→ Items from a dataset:
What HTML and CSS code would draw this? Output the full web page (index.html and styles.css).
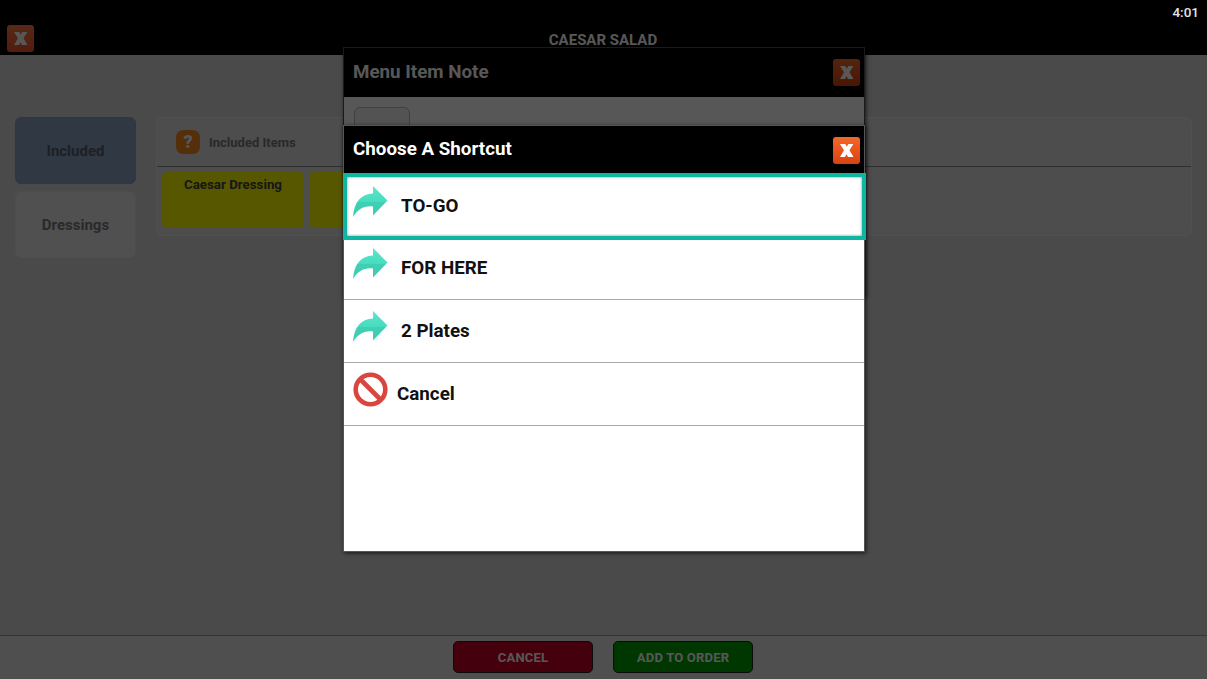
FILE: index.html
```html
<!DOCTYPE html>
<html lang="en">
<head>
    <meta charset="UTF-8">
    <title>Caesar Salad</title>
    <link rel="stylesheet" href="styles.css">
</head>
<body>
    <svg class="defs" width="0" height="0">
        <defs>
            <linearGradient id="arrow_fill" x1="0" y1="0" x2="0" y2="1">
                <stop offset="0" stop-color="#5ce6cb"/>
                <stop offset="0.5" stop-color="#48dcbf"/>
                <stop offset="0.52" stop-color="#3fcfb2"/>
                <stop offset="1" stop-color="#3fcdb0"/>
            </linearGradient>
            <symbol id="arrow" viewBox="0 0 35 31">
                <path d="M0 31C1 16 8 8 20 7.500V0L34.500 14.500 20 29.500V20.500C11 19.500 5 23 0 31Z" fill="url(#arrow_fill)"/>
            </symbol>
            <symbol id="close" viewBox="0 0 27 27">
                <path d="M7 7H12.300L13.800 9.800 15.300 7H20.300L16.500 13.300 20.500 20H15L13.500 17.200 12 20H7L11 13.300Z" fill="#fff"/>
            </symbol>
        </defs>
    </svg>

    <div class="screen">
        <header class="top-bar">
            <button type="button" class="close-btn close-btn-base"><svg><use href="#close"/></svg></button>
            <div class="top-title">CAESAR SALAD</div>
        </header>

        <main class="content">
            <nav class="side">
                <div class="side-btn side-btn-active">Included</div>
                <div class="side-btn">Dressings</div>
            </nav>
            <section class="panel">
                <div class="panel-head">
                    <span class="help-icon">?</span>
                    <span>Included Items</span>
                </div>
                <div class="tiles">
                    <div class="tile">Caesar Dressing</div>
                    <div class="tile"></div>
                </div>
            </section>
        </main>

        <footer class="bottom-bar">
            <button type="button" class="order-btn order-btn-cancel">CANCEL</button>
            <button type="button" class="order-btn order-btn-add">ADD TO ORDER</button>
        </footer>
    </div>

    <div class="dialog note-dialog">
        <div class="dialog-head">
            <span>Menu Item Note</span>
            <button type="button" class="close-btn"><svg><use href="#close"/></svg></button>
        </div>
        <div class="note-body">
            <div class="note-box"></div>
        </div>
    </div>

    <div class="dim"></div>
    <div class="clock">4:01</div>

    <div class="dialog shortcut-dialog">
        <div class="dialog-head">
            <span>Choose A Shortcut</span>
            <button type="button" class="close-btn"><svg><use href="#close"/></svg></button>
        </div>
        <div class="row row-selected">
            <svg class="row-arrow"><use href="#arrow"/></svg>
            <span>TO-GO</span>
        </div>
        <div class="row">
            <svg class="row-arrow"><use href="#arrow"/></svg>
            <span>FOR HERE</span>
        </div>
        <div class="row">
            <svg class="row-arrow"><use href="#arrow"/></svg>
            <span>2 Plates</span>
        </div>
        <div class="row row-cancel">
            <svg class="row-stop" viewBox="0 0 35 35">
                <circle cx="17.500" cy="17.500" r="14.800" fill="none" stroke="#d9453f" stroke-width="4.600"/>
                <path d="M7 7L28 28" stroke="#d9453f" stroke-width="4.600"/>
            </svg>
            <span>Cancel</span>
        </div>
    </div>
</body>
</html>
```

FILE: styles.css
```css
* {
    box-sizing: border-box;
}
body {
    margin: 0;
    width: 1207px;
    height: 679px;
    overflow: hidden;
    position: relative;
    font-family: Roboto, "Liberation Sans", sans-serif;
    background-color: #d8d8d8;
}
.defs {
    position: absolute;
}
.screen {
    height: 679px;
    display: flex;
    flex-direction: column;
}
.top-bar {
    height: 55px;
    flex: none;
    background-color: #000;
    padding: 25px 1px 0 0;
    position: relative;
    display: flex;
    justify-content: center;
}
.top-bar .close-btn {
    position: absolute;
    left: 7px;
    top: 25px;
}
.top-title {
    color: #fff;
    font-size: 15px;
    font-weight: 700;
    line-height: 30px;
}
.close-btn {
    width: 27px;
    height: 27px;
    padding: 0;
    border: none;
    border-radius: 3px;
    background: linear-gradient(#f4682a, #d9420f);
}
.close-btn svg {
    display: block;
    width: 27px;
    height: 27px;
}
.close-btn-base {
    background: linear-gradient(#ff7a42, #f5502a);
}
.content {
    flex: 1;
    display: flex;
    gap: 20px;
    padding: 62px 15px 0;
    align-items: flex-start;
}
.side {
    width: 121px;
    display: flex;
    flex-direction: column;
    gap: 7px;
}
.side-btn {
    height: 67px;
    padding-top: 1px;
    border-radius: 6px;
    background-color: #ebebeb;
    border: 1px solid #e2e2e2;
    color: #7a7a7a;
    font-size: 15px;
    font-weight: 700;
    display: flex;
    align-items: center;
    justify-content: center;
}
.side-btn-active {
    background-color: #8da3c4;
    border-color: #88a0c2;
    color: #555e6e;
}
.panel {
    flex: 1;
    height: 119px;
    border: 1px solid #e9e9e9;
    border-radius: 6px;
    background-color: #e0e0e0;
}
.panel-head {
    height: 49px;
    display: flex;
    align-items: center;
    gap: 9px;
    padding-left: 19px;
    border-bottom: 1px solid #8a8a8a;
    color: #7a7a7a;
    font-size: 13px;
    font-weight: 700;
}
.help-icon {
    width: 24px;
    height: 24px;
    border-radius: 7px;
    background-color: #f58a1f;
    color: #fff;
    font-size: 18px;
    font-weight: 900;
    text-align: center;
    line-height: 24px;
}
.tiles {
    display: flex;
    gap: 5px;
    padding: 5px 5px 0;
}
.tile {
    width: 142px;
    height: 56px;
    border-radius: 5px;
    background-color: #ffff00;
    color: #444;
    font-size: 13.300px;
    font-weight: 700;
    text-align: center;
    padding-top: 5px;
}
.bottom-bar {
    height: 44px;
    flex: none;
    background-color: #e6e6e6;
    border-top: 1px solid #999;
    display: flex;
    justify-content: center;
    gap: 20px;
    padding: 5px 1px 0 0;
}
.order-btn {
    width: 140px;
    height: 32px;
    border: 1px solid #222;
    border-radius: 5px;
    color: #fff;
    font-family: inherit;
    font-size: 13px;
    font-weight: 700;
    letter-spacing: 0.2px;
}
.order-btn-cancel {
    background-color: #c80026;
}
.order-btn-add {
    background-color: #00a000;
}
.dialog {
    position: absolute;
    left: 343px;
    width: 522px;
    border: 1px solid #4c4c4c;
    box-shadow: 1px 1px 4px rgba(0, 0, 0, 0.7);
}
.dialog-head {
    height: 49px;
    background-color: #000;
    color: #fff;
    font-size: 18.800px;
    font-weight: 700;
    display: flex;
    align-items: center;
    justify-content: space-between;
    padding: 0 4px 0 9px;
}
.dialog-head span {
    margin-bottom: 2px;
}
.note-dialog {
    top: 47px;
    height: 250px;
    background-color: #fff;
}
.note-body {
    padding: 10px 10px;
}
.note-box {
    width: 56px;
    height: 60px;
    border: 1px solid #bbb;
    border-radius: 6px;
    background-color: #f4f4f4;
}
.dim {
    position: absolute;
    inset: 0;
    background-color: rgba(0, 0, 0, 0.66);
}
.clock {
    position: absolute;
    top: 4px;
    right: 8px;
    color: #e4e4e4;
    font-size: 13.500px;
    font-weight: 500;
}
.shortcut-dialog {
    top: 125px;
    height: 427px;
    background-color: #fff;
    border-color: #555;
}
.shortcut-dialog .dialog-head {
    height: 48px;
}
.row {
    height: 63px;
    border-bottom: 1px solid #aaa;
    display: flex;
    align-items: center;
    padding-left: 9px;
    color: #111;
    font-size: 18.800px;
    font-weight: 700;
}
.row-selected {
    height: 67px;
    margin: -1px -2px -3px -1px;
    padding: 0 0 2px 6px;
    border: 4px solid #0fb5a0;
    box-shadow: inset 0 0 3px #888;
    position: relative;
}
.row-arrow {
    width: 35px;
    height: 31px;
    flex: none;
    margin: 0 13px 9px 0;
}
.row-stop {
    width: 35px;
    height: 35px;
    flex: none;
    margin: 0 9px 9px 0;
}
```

* * *

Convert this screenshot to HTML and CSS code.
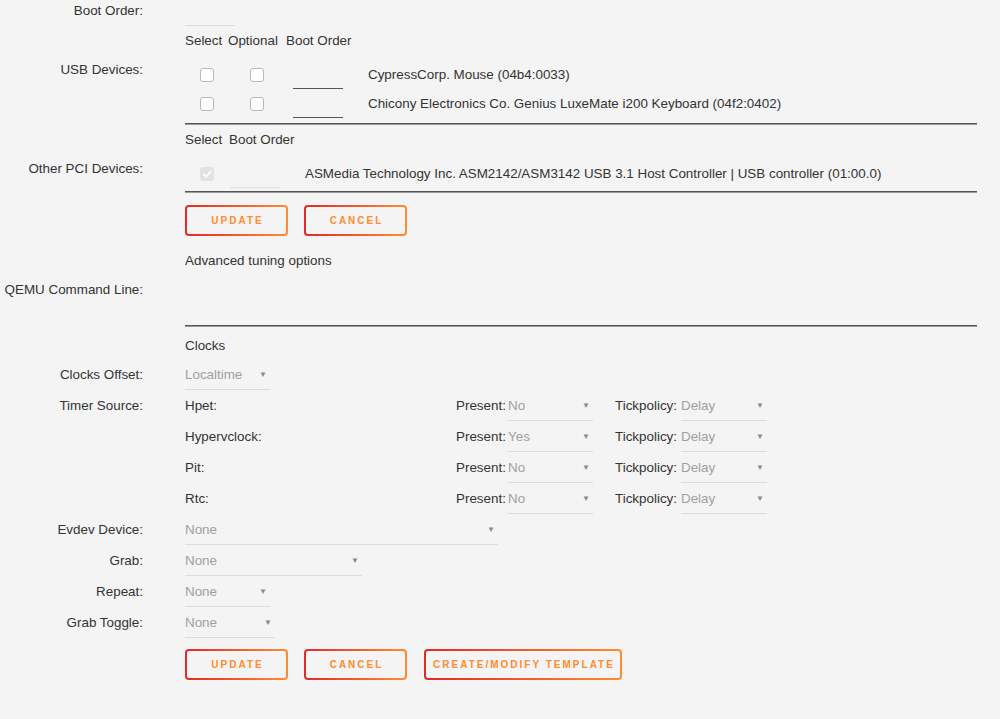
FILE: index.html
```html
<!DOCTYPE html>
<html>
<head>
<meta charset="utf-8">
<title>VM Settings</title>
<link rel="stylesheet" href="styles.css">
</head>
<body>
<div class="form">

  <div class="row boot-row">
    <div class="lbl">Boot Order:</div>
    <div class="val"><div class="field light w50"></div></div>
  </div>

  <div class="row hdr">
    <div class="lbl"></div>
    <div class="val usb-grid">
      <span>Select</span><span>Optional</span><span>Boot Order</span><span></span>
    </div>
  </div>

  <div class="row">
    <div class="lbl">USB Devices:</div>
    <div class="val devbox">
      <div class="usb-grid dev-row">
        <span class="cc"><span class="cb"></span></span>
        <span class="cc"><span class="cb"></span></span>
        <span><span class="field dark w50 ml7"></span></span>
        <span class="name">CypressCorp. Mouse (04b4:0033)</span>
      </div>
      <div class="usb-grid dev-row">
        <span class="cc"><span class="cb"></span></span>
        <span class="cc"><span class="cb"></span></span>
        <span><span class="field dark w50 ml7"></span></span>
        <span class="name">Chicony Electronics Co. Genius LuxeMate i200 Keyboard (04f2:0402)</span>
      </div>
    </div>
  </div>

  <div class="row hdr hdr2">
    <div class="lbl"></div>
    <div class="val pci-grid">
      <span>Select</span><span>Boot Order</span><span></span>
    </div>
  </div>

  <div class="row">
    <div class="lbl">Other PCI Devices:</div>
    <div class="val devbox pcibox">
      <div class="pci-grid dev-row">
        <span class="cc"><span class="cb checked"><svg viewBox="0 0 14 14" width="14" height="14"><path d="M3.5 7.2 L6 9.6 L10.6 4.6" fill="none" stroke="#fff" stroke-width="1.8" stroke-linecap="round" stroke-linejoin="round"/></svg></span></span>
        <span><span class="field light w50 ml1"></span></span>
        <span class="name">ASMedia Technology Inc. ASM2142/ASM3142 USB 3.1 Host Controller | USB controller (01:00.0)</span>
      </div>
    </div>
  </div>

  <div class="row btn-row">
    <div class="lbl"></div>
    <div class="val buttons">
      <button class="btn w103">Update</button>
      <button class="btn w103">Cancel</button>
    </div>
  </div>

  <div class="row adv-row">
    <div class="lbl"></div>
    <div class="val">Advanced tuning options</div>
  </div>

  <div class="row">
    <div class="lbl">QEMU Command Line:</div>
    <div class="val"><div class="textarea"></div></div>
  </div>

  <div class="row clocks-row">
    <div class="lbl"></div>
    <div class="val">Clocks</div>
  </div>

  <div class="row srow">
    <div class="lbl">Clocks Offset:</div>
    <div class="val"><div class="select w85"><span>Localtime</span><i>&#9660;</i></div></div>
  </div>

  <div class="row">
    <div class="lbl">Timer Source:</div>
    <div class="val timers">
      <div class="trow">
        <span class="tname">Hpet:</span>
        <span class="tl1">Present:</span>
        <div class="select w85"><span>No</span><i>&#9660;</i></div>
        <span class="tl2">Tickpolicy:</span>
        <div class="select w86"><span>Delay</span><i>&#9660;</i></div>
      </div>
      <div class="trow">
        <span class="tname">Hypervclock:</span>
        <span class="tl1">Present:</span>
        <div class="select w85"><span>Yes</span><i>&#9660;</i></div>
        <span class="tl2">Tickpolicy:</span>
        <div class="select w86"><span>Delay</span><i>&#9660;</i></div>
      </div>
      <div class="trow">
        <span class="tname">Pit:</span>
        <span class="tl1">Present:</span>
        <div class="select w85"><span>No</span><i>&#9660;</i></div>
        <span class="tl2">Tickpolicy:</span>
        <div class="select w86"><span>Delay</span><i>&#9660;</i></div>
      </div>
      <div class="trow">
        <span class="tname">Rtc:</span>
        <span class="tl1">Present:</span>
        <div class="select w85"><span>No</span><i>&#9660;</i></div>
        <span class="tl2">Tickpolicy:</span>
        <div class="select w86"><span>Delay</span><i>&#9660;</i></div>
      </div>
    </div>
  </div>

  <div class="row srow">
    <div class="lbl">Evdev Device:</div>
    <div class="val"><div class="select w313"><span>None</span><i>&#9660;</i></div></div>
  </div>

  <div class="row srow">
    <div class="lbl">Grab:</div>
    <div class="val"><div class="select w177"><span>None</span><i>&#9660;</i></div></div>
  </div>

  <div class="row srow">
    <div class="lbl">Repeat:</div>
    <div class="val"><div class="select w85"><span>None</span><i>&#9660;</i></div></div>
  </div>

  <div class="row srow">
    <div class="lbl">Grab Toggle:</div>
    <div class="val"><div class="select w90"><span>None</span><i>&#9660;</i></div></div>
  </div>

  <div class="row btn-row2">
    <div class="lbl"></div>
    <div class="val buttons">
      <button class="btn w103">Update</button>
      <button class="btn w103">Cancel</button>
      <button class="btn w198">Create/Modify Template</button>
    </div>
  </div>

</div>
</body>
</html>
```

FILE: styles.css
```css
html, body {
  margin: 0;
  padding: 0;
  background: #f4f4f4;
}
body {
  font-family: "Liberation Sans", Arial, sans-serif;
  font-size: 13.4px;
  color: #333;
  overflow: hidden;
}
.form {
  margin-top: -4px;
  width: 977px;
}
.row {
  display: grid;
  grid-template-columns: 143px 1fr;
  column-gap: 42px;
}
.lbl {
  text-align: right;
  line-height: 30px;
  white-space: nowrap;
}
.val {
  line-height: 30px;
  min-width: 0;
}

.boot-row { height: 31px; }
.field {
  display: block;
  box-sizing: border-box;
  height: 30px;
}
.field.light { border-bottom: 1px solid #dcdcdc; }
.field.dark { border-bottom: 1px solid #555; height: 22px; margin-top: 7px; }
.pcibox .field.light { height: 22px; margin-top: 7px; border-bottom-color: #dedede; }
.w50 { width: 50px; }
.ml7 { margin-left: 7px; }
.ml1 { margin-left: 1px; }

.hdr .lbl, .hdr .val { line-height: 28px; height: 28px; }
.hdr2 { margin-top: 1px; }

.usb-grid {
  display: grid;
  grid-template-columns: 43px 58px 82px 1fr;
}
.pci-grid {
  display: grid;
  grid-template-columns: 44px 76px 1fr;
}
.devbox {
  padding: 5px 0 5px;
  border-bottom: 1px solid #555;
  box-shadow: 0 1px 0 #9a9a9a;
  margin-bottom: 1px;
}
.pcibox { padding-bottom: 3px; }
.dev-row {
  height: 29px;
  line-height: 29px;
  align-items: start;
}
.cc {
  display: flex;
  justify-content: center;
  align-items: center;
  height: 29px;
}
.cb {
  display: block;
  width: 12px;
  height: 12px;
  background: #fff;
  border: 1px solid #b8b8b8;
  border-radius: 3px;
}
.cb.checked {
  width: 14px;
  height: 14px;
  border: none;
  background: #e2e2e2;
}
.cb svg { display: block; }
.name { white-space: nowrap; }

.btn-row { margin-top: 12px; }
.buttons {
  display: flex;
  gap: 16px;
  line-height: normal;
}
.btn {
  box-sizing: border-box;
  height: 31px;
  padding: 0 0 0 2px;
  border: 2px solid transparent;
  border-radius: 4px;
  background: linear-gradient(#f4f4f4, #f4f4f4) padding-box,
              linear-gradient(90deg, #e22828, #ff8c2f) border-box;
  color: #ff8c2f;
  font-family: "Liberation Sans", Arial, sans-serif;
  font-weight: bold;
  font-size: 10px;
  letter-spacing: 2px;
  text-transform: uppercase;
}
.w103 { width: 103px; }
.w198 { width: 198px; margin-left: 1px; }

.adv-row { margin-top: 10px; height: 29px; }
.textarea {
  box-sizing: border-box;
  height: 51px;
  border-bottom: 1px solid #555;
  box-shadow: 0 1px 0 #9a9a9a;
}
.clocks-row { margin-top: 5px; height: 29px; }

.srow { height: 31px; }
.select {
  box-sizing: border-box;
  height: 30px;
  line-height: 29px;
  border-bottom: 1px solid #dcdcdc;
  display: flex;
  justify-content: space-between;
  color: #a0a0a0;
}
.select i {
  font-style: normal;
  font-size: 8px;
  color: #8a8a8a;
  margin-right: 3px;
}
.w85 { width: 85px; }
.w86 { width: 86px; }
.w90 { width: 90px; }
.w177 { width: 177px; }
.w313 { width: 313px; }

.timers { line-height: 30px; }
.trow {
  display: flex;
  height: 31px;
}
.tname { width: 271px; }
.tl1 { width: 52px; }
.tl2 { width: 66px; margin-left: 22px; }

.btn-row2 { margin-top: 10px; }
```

→ Task description:
Locate the word "code" in the entries, and copy every line where it is found.

→ Output below:
What HTML and CSS code would draw this? Output the full web page (index.html and styles.css).
Convert this screenshot to HTML and CSS code.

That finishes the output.